‘The Comedy of Errors’

Play review


NOW PLAYING–Dale Adrion is The Jailor, Rebekah Brockman is Luciana and Jaromb Brown is The Second Jailor in the Kingsmen Shakespeare Company’s production of “The Comedy of Errors.”

NOW PLAYING–Dale Adrion is The Jailor, Rebekah Brockman is Luciana and Jaromb Brown is The Second Jailor in the Kingsmen Shakespeare Company’s production of “The Comedy of Errors.”

The Kingsmen Shakespeare Company kicks off its 2010 summer season with a presentation of “The Comedy of Errors,” one of William Shakespeare’s earliest works.

First performed in 1594, the play is the Bard’s shortest. The story—a comedy about two pairs of twins separated at birth—was lifted from an ancient Roman comedy called “Menaechmi.”

The light entertainment was perfectly suited for the Fourth of July weekend and the Kingsmen of CLU delivered its own dazzling and incendiary exercise in comedic mayhem.

Director Kevin P. Kern incorporated a few modern devices, including a herald trumpeting the theme from “Superman” and Matthew Henerson’s portrayal of the goldsmith Angelo with a broad Bronx accent.

One set of twins, born to a merchant, is named Antipholus and the other set, born to a poor woman, is named Dromio. One Antipholus and servant Dromio is from Syracuse; the other duo is from Ephesus.

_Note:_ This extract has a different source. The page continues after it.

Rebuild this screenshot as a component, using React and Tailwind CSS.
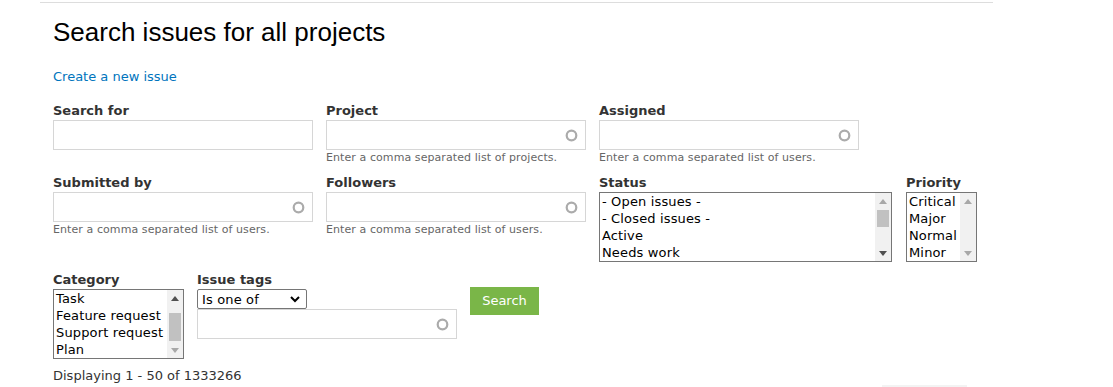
import React from 'react';

const Label = ({ children }) => (
  <div className="text-[13px] leading-[18px] font-bold text-[#333]">{children}</div>
);

const Help = ({ children }) => (
  <div className="mt-[1px] text-[11px] leading-[14px] tracking-[0.08px] text-[#666]">{children}</div>
);

function Throbber() {
  return (
    <svg width="13" height="13" viewBox="0 0 13 13">
      <circle cx="6.5" cy="6.5" r="4.8" fill="none" stroke="#ababab" strokeWidth="2.2" />
    </svg>
  );
}

function TextInput({ auto, width = 'w-[260px]' }) {
  return (
    <div className={`${width} h-[30px] border border-[#d6d6d6] bg-white flex items-center justify-end pr-[7px]`}>
      {auto && <Throbber />}
    </div>
  );
}

function Arrow({ up, dark }) {
  return (
    <svg width="8" height="5" viewBox="0 0 8 5">
      <path d={up ? 'M0 5 L4 0 L8 5 Z' : 'M0 0 L4 5 L8 0 Z'} fill={dark ? '#505050' : '#a8a8a8'} />
    </svg>
  );
}

function ListBox({ items, width, upDark, downDark, thumb }) {
  return (
    <div className={`${width} h-[70px] border border-[#767676] bg-white flex`}>
      <div className="flex-1 pl-[2px] overflow-hidden">
        {items.map((it) => (
          <div key={it} className="text-[13px] leading-[17px] tracking-[0.15px] text-black whitespace-nowrap">
            {it}
          </div>
        ))}
      </div>
      <div className="w-[16px] bg-[#f1f1f1] flex flex-col">
        <div className="h-[16px] flex items-center justify-center">
          <Arrow up dark={upDark} />
        </div>
        <div className="flex-1 px-[2px]">
          {thumb && <div className={`${thumb} bg-[#c1c1c1]`} />}
        </div>
        <div className="h-[16px] flex items-center justify-center">
          <Arrow dark={downDark} />
        </div>
      </div>
    </div>
  );
}

export default function App() {
  return (
    <div className="bg-white min-h-[387px] font-['DejaVu_Sans',Verdana,sans-serif]">
      <div className="ml-[40px] w-[953px] mt-[2px] border-t border-[#dddddd] px-[13px]">
        <h1 className="mt-[14px] text-[26px] leading-[30px] text-black font-normal font-['Liberation_Sans',Arial,sans-serif]">
          Search issues for all projects
        </h1>
        <div className="mt-[21px] text-[13px] leading-[18px]">
          <a href="#" className="text-[#0074bd]">Create a new issue</a>
        </div>

        <div className="mt-[16px] flex gap-[13px]">
          <div>
            <Label>Search for</Label>
            <TextInput />
          </div>
          <div>
            <Label>Project</Label>
            <TextInput auto />
            <Help>Enter a comma separated list of projects.</Help>
          </div>
          <div>
            <Label>Assigned</Label>
            <TextInput auto />
            <Help>Enter a comma separated list of users.</Help>
          </div>
        </div>

        <div className="mt-[9px] flex gap-[13px]">
          <div>
            <Label>Submitted by</Label>
            <TextInput auto />
            <Help>Enter a comma separated list of users.</Help>
          </div>
          <div>
            <Label>Followers</Label>
            <TextInput auto />
            <Help>Enter a comma separated list of users.</Help>
          </div>
          <div className="flex gap-[14px]">
            <div>
              <Label>Status</Label>
              <ListBox
                width="w-[293px]"
                items={['- Open issues -', '- Closed issues -', 'Active', 'Needs work']}
                downDark
                thumb="mt-[1px] h-[17px]"
              />
            </div>
            <div>
              <Label>Priority</Label>
              <ListBox width="w-[71px]" items={['Critical', 'Major', 'Normal', 'Minor']} />
            </div>
          </div>
        </div>

        <div className="mt-[9px] flex gap-[13px]">
          <div>
            <Label>Category</Label>
            <ListBox
              width="w-[131px]"
              items={['Task', 'Feature request', 'Support request', 'Plan']}
              upDark
              thumb="mt-[7px] h-[28px]"
            />
          </div>
          <div>
            <Label>Issue tags</Label>
            <div className="w-[110px] h-[20px] border border-[#767676] rounded-[2px] bg-white flex items-center justify-between pl-[4px] pr-[6px]">
              <span className="text-[13px] leading-[17px] tracking-[0.15px] text-black">Is one of</span>
              <svg width="10" height="7" viewBox="0 0 10 7">
                <path d="M1 1 L5 5 L9 1" fill="none" stroke="#000" strokeWidth="2" />
              </svg>
            </div>
            <TextInput auto />
          </div>
          <div className="pt-[16px]">
            <button className="w-[69px] h-[28px] bg-[#7ab648] text-white text-[13px] leading-[18px] font-['DejaVu_Sans',Verdana,sans-serif]">
              Search
            </button>
          </div>
        </div>

        <div className="mt-[8px] text-[13px] leading-[18px] text-[#333]">Displaying 1 - 50 of 1333266</div>
        <div className="ml-[829px] w-[85px] h-[10px] bg-[#f3f3f3]" />
      </div>
    </div>
  );
}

Antipholus of Syracuse (Ross Hellwig) is traveling the world with Dromio of Syracuse (Will Shupe), in search of his long-lost brother and mother. Hellwig plays his role beautifully, with his bewilderment growing as he is mistaken by his brother’s wife and household for Antipholus of Ephesus.

Shupe is a flesh-and-blood cartoon character, a master of dialect and a pratfalling genius. His description of his homely wife in Act I is the stuff of stand-up Borscht Belt comics. Nimble, acrobatic, and screamingly funny, Shupe tumbles, darts about, runs into stationary objects and shrieks like a wild animal.

None of this manic behavior is out of character for Dromio, who is one of Shakespeare’s looniest creatures. Not far off is his equally crazed brother, Dromio of Ephesus, played by Eric Bloom.

One of the highlights of the play is Shupe and Bloom’s perfectly executed mirror routine, an anachronistic steal from the Marx Brothers’ 1930s film “Duck Soup.”

The household of Antipholus of Ephesus includes Adriana, Antipholus’ wife, played by Amber Bonasso, and her spinster sister, Luciana, played by Rebekah Brockman. When Antipholus of Syracuse is mistaken for his brother, Adriana locks her real husband out of their house while the imposter makes a play for the sister. In the best tradition of knockabout drawing room comedy, Bonasso and Brockman are wellbalanced in their respective roles.

The funniest scene in a play chockfull of hilarity is the elaborately choreographed sword fight in Act II that plays out like a Daffy Duck/Elmer Fudd cartoon.

Others in the stylish cast include John Herzog as Egeon and Marc Silver as Duke Solinus. The multitiered set allows for much cavorting, appearing and disappearing of characters.

The characters extend their screwball behavior into the audience, dragging a small boy on stage to be briefly used as a prop and running up and down the aisles. The play is filled with other hilarious small touches, such as when one of the Antipholus brothers, searching for his servant, screams out, “Dromio, Dromio, wherefore art thou, Dromio!”